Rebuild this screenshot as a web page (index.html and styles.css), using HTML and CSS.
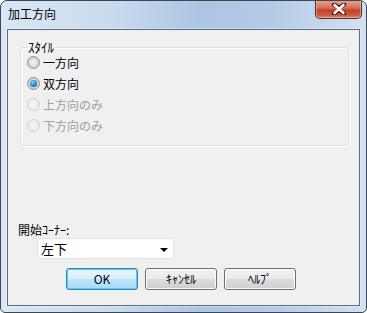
FILE: index.html
```html
<!DOCTYPE html>
<html lang="ja">
<head>
<meta charset="utf-8">
<link rel="stylesheet" href="styles.css">
</head>
<body>
<div class="window">
  <div class="titlebar">
    <span class="title">加工方向</span>
    <div class="close">
      <svg width="16" height="12" viewBox="0 0 16 12">
        <path d="M3 1.5 L8 5 L13 1.5 M3 10.5 L8 7 L13 10.5" fill="none" stroke="#3a1a14" stroke-width="4.2" stroke-linecap="round"/>
        <path d="M3.5 2 L12.5 10 M12.5 2 L3.5 10" fill="none" stroke="#ffffff" stroke-width="2.6" stroke-linecap="round"/>
      </svg>
    </div>
  </div>
  <div class="client">
    <fieldset class="group">
      <legend class="legend">ｽﾀｲﾙ</legend>
      <div class="opt"><span class="radio"></span><span>一方向</span></div>
      <div class="opt"><span class="radio checked"></span><span>双方向</span></div>
      <div class="opt disabled"><span class="radio"></span><span>上方向のみ</span></div>
      <div class="opt disabled"><span class="radio"></span><span>下方向のみ</span></div>
    </fieldset>
    <div class="label">開始ｺｰﾅｰ:</div>
    <div class="select"><span>左下</span><span class="arrow"></span></div>
    <div class="buttons">
      <div class="btn default">OK</div>
      <div class="btn">ｷｬﾝｾﾙ</div>
      <div class="btn">ﾍﾙﾌﾟ</div>
    </div>
  </div>
</div>
</body>
</html>
```
FILE: styles.css
```css
html, body {
  margin: 0;
  padding: 0;
  background: #ffffff;
}
body {
  font-family: "Noto Sans CJK JP", "Noto Sans", sans-serif;
  font-size: 12px;
  color: #000;
}
.window {
  position: relative;
  width: 367px;
  height: 313px;
  box-sizing: border-box;
  border: 1px solid #3b4656;
  border-radius: 7px 7px 5px 5px;
  background: linear-gradient(90deg, #dae7f4 0%, #c9dbee 30%, #abc6e2 55%, #b4cce6 75%, #d2e1f1 100%);
  padding: 0 6px 6px 6px;
  display: flex;
  flex-direction: column;
  overflow: hidden;
}
.titlebar {
  height: 28px;
  display: flex;
  align-items: center;
}
.title {
  padding-left: 1px;
  line-height: 16px;
  margin-top: -3px;
}
.close {
  position: absolute;
  top: -1px;
  right: 4px;
  width: 47px;
  height: 19px;
  box-sizing: border-box;
  border: 1px solid #5a2b25;
  border-top: none;
  border-radius: 0 0 5px 5px;
  background: linear-gradient(180deg, #e8a493 0%, #d66e57 45%, #c4412a 55%, #cf5a3f 85%, #e08a6e 100%);
  box-shadow: inset 0 0 0 1px rgba(255,220,210,0.45);
  display: flex;
  align-items: center;
  justify-content: center;
}
.client {
  flex: 1;
  border: 1px solid #5b6b80;
  background: #f0f0f0;
  box-shadow: 0 0 0 1px rgba(255,255,255,0.35);
  display: flex;
  flex-direction: column;
  align-items: flex-start;
}
.group {
  margin: 9px 0 0 12px;
  padding: 0 0 0 6px;
  width: 329px;
  height: 107px;
  box-sizing: border-box;
  border: 1px solid #d5dfe5;
  border-radius: 3px;
  box-shadow: inset 1px 1px 0 #ffffff, 1px 1px 0 #ffffff;
}
.legend {
  padding: 0 1px;
  line-height: 16px;
  font-size: 13px;
}
.opt {
  display: flex;
  align-items: center;
  gap: 3px;
  height: 21px;
  line-height: 16px;
}
.opt:first-of-type {
  margin-top: -3px;
}
.opt.disabled {
  color: #a0a0a0;
}
.radio {
  width: 13px;
  height: 13px;
  box-sizing: border-box;
  border-radius: 50%;
  border: 1px solid #8e8f8f;
  background: radial-gradient(circle at 50% 50%, #f4f4f4 0%, #dcdcdc 50%, #c9c9c9 70%, #f8f8f8 72%);
  position: relative;
}
.radio.checked::after {
  content: "";
  position: absolute;
  left: 2px;
  top: 2px;
  width: 7px;
  height: 7px;
  border-radius: 50%;
  background: radial-gradient(circle at 40% 35%, #8fd2ff 0%, #1d80c8 55%, #0f4f86 100%);
}
.opt.disabled .radio {
  border-color: #cacaca;
  background: radial-gradient(circle at 50% 50%, #f7f7f7 0%, #ececec 60%, #f8f8f8 72%);
}
.label {
  margin: 76px 0 0 10px;
  line-height: 16px;
}
.select {
  margin: 0 0 0 29px;
  width: 137px;
  height: 21px;
  box-sizing: border-box;
  border: 1px solid #dfe3e8;
  border-radius: 2px;
  background: #ffffff;
  display: flex;
  align-items: center;
  justify-content: space-between;
  padding: 0 5px 0 3px;
  font-size: 13px;
}
.arrow {
  width: 0;
  height: 0;
  border-left: 4px solid transparent;
  border-right: 4px solid transparent;
  border-top: 4px solid #000;
  margin-top: 2px;
}
.buttons {
  margin: 9px 0 0 58px;
  display: flex;
  gap: 7px;
}
.btn {
  width: 72px;
  height: 22px;
  box-sizing: border-box;
  border: 1px solid #707070;
  border-radius: 3px;
  background: linear-gradient(180deg, #f2f2f2 0%, #ebebeb 50%, #dddddd 50%, #cfcfcf 100%);
  box-shadow: inset 0 0 0 1px #fbfbfb;
  display: flex;
  align-items: center;
  justify-content: center;
  line-height: 16px;
}
.btn.default {
  border-color: #3c7fb1;
  box-shadow: inset 0 0 0 1px #48d3fb;
  background: linear-gradient(180deg, #eaf6fd 0%, #d9f0fc 50%, #bee6fd 50%, #a7d9f5 100%);
}
```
-*-
» What you have to do:
Would you set down the listing exactly, omitting pictures?

» Final result:
Rebuild this screenshot as a web page (index.html and styles.css), using HTML and CSS.
FILE: index.html
```html
<!DOCTYPE html>
<html lang="ja">
<head>
<meta charset="utf-8">
<link rel="stylesheet" href="styles.css">
</head>
<body>
<div class="window">
  <div class="titlebar">
    <span class="title">加工方向</span>
    <div class="close">
      <svg width="16" height="12" viewBox="0 0 16 12">
        <path d="M3 1.5 L8 5 L13 1.5 M3 10.5 L8 7 L13 10.5" fill="none" stroke="#3a1a14" stroke-width="4.2" stroke-linecap="round"/>
        <path d="M3.5 2 L12.5 10 M12.5 2 L3.5 10" fill="none" stroke="#ffffff" stroke-width="2.6" stroke-linecap="round"/>
      </svg>
    </div>
  </div>
  <div class="client">
    <fieldset class="group">
      <legend class="legend">ｽﾀｲﾙ</legend>
      <div class="opt"><span class="radio"></span><span>一方向</span></div>
      <div class="opt"><span class="radio checked"></span><span>双方向</span></div>
      <div class="opt disabled"><span class="radio"></span><span>上方向のみ</span></div>
      <div class="opt disabled"><span class="radio"></span><span>下方向のみ</span></div>
    </fieldset>
    <div class="label">開始ｺｰﾅｰ:</div>
    <div class="select"><span>左下</span><span class="arrow"></span></div>
    <div class="buttons">
      <div class="btn default">OK</div>
      <div class="btn">ｷｬﾝｾﾙ</div>
      <div class="btn">ﾍﾙﾌﾟ</div>
    </div>
  </div>
</div>
</body>
</html>
```
FILE: styles.css
```css
html, body {
  margin: 0;
  padding: 0;
  background: #ffffff;
}
body {
  font-family: "Noto Sans CJK JP", "Noto Sans", sans-serif;
  font-size: 12px;
  color: #000;
}
.window {
  position: relative;
  width: 367px;
  height: 313px;
  box-sizing: border-box;
  border: 1px solid #3b4656;
  border-radius: 7px 7px 5px 5px;
  background: linear-gradient(90deg, #dae7f4 0%, #c9dbee 30%, #abc6e2 55%, #b4cce6 75%, #d2e1f1 100%);
  padding: 0 6px 6px 6px;
  display: flex;
  flex-direction: column;
  overflow: hidden;
}
.titlebar {
  height: 28px;
  display: flex;
  align-items: center;
}
.title {
  padding-left: 1px;
  line-height: 16px;
  margin-top: -3px;
}
.close {
  position: absolute;
  top: -1px;
  right: 4px;
  width: 47px;
  height: 19px;
  box-sizing: border-box;
  border: 1px solid #5a2b25;
  border-top: none;
  border-radius: 0 0 5px 5px;
  background: linear-gradient(180deg, #e8a493 0%, #d66e57 45%, #c4412a 55%, #cf5a3f 85%, #e08a6e 100%);
  box-shadow: inset 0 0 0 1px rgba(255,220,210,0.45);
  display: flex;
  align-items: center;
  justify-content: center;
}
.client {
  flex: 1;
  border: 1px solid #5b6b80;
  background: #f0f0f0;
  box-shadow: 0 0 0 1px rgba(255,255,255,0.35);
  display: flex;
  flex-direction: column;
  align-items: flex-start;
}
.group {
  margin: 9px 0 0 12px;
  padding: 0 0 0 6px;
  width: 329px;
  height: 107px;
  box-sizing: border-box;
  border: 1px solid #d5dfe5;
  border-radius: 3px;
  box-shadow: inset 1px 1px 0 #ffffff, 1px 1px 0 #ffffff;
}
.legend {
  padding: 0 1px;
  line-height: 16px;
  font-size: 13px;
}
.opt {
  display: flex;
  align-items: center;
  gap: 3px;
  height: 21px;
  line-height: 16px;
}
.opt:first-of-type {
  margin-top: -3px;
}
.opt.disabled {
  color: #a0a0a0;
}
.radio {
  width: 13px;
  height: 13px;
  box-sizing: border-box;
  border-radius: 50%;
  border: 1px solid #8e8f8f;
  background: radial-gradient(circle at 50% 50%, #f4f4f4 0%, #dcdcdc 50%, #c9c9c9 70%, #f8f8f8 72%);
  position: relative;
}
.radio.checked::after {
  content: "";
  position: absolute;
  left: 2px;
  top: 2px;
  width: 7px;
  height: 7px;
  border-radius: 50%;
  background: radial-gradient(circle at 40% 35%, #8fd2ff 0%, #1d80c8 55%, #0f4f86 100%);
}
.opt.disabled .radio {
  border-color: #cacaca;
  background: radial-gradient(circle at 50% 50%, #f7f7f7 0%, #ececec 60%, #f8f8f8 72%);
}
.label {
  margin: 76px 0 0 10px;
  line-height: 16px;
}
.select {
  margin: 0 0 0 29px;
  width: 137px;
  height: 21px;
  box-sizing: border-box;
  border: 1px solid #dfe3e8;
  border-radius: 2px;
  background: #ffffff;
  display: flex;
  align-items: center;
  justify-content: space-between;
  padding: 0 5px 0 3px;
  font-size: 13px;
}
.arrow {
  width: 0;
  height: 0;
  border-left: 4px solid transparent;
  border-right: 4px solid transparent;
  border-top: 4px solid #000;
  margin-top: 2px;
}
.buttons {
  margin: 9px 0 0 58px;
  display: flex;
  gap: 7px;
}
.btn {
  width: 72px;
  height: 22px;
  box-sizing: border-box;
  border: 1px solid #707070;
  border-radius: 3px;
  background: linear-gradient(180deg, #f2f2f2 0%, #ebebeb 50%, #dddddd 50%, #cfcfcf 100%);
  box-shadow: inset 0 0 0 1px #fbfbfb;
  display: flex;
  align-items: center;
  justify-content: center;
  line-height: 16px;
}
.btn.default {
  border-color: #3c7fb1;
  box-shadow: inset 0 0 0 1px #48d3fb;
  background: linear-gradient(180deg, #eaf6fd 0%, #d9f0fc 50%, #bee6fd 50%, #a7d9f5 100%);
}
```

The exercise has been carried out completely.